Simply put, in addition to curbing fossil fuel emissions, we need to quickly take some of the heat-trapping CO2 out of the air and durably store it away.
Of course, trees help, and there are already trillions of them. But the University of Oxford, the University of Wisconsin-Madison, and others find in a 2023 report that this category of “conventional” CDR, which includes “afforestation, reforestation and management of existing forests” won’t be enough on its own to get where we’d like to be in 2030 or 2050.
“Virtually all scenarios that limit warming to 1.5°C or 2°C require ‘novel’ CDR,” the report continues. Novel CDR includes direct air capture technologies from ambitious companies like Climeworks and Heirloom—both build facilities to suck CO2 out of the atmosphere—and other approaches like enhanced rock weathering.

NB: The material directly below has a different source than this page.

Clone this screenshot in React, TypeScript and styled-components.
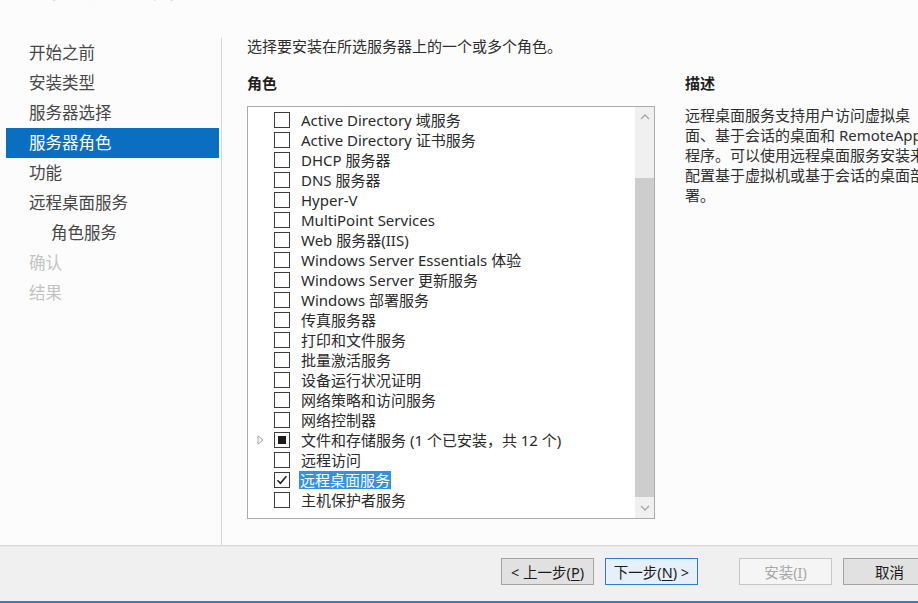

(Sticklers will note that CDR, as defined both in the report and the IPCC's glossary, does not include approaches that capture carbon emissions at their source, like from an industrial smokestack, or that turn that carbon into transient plastic, fuel, or fizz in your soda. This means carbon capture and utilization or storage, or CCUS, generally doesn’t qualify as CDR. So far it's also proven less promising.)
So how fast do we need novel CDR to scale up? The report looks at a few different scenarios. Averaging across them, it wants to see novel CDR increase thirty-fold by 2030, and by a factor of 1,300 by mid-century; some scenarios put those numbers higher still. How we make that happen is an open question: Climeworks and Heirloom aim to profit off people and companies paying to counteract their emissions. More public funding wouldn’t hurt.
Then there’s an important knock against CDR: It takes energy. If your direct air capture machine runs on fossil fuels, research says it’s “net CO2 additive,” or worse than pointless. That’s why Climeworks and Heirloom have taken pains to run their facilities on renewable energy, but that’s renewable energy that couldn’t be used elsewhere, ideally to supplant aging fossil fuel infrastructure.
And that leads us to a final sticking point. While we need CDR to succeed at scaling drastically, it's no substitute for curbing fossil fuels. We have to take coal and gas power plants offline and cars that run on internal combustion off the road—so it's awkward to cheer for CDR when some in the oil industry see it as a way they can stay in business.
This all points to a paradox at the heart of carbon dioxide removal: Though we’re not sure how, we’re depending on it to flourish over the next few decades. We’d also like to work toward a future where it’s superfluous.